In October, we saw a significant increase in Hong Kong trading volume. The trading volume for October already exceeded the total trading volume of the third quarter. And also to enhance our trading capability in Hong Kong, we officially launched the Hong Kong stock option and short selling in the third quarter. Additionally, in November, we upgraded the Hong Kong stock option feature by offering weekly contracts in addition to monthly contracts.
[Foreign Language]
[Interpreted] Okay. So regarding your second question about the wealth management, overall, we are quite satisfied with the growth pace of our wealth management business and the current diversity of our product offerings. We offer stable U.S. products like money market funds and U.S. treasury bonds for investors to manage their idle cash as well as fixed coupon notes and services like the EAM platform and DPM discretionary accounts for the advanced users, institutions and family office, et cetera. In the future, we will continue to develop our wealth management business and enhance the synergy with our current brokerage business.

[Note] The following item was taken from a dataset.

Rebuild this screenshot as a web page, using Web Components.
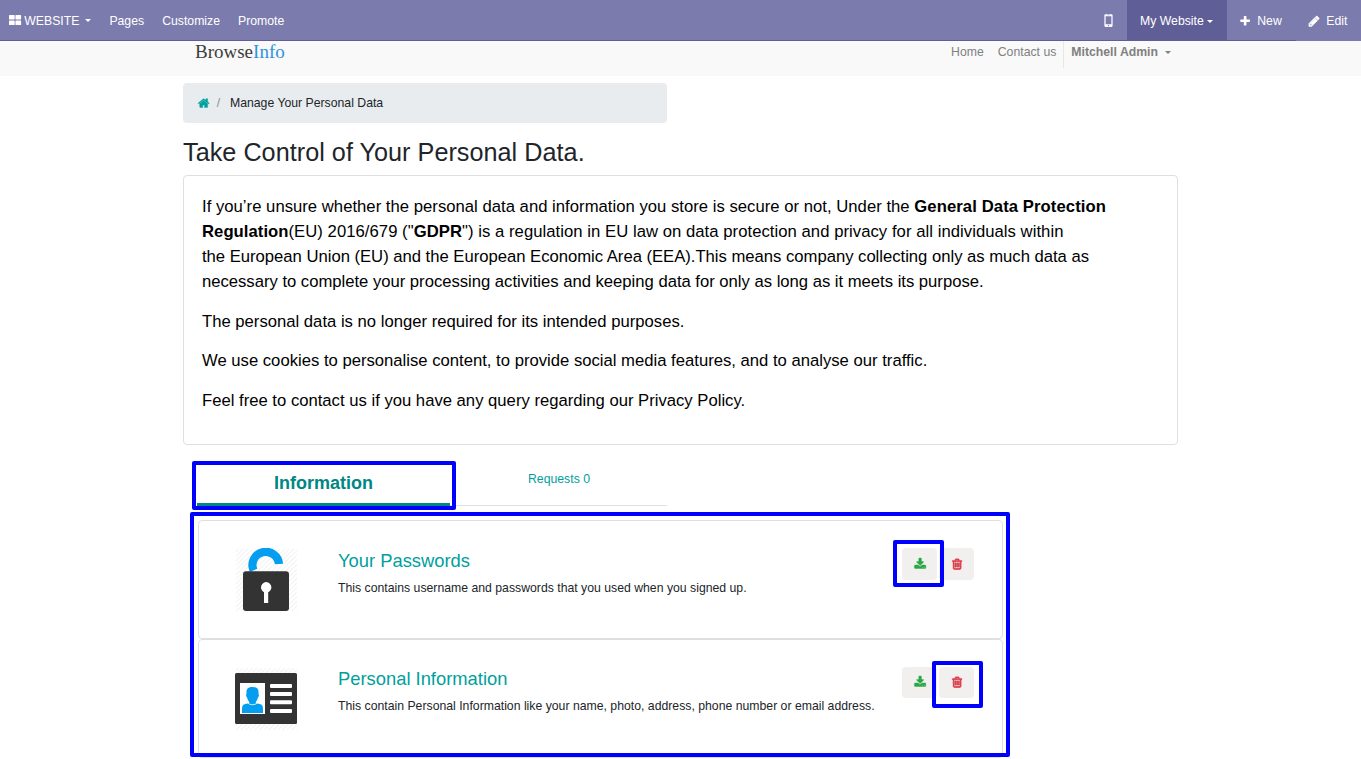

If we look at numbers, in Q3, our wealth management AUM increased over 40% quarter-over-quarter and doubled year-over-year, exceeding USD 1 billion. Among newly funded users in the Q3, around 30% of them started using our wealth management services. Additionally, in the Hong Kong market, the wealth management business saw even more significant growth with the number of clients increasing by nearly 50% quarter-over-quarter and AUM doubled quarter-over-quarter.
There are no further questions at this time. So I'll hand the call back to Aron for closing remarks.
Thanks, Mao. I'd like to thank everyone for joining our call today. I'm now closing the call on behalf of the management team here at Tiger. We do appreciate your participation in today's call. If you have any further questions, please reach out to our Investor Relations team. This concludes the call, and thank you very much for your time. Bye-bye.
Thank you.
This concludes today's conference call. Thank you for participating. You may now disconnect.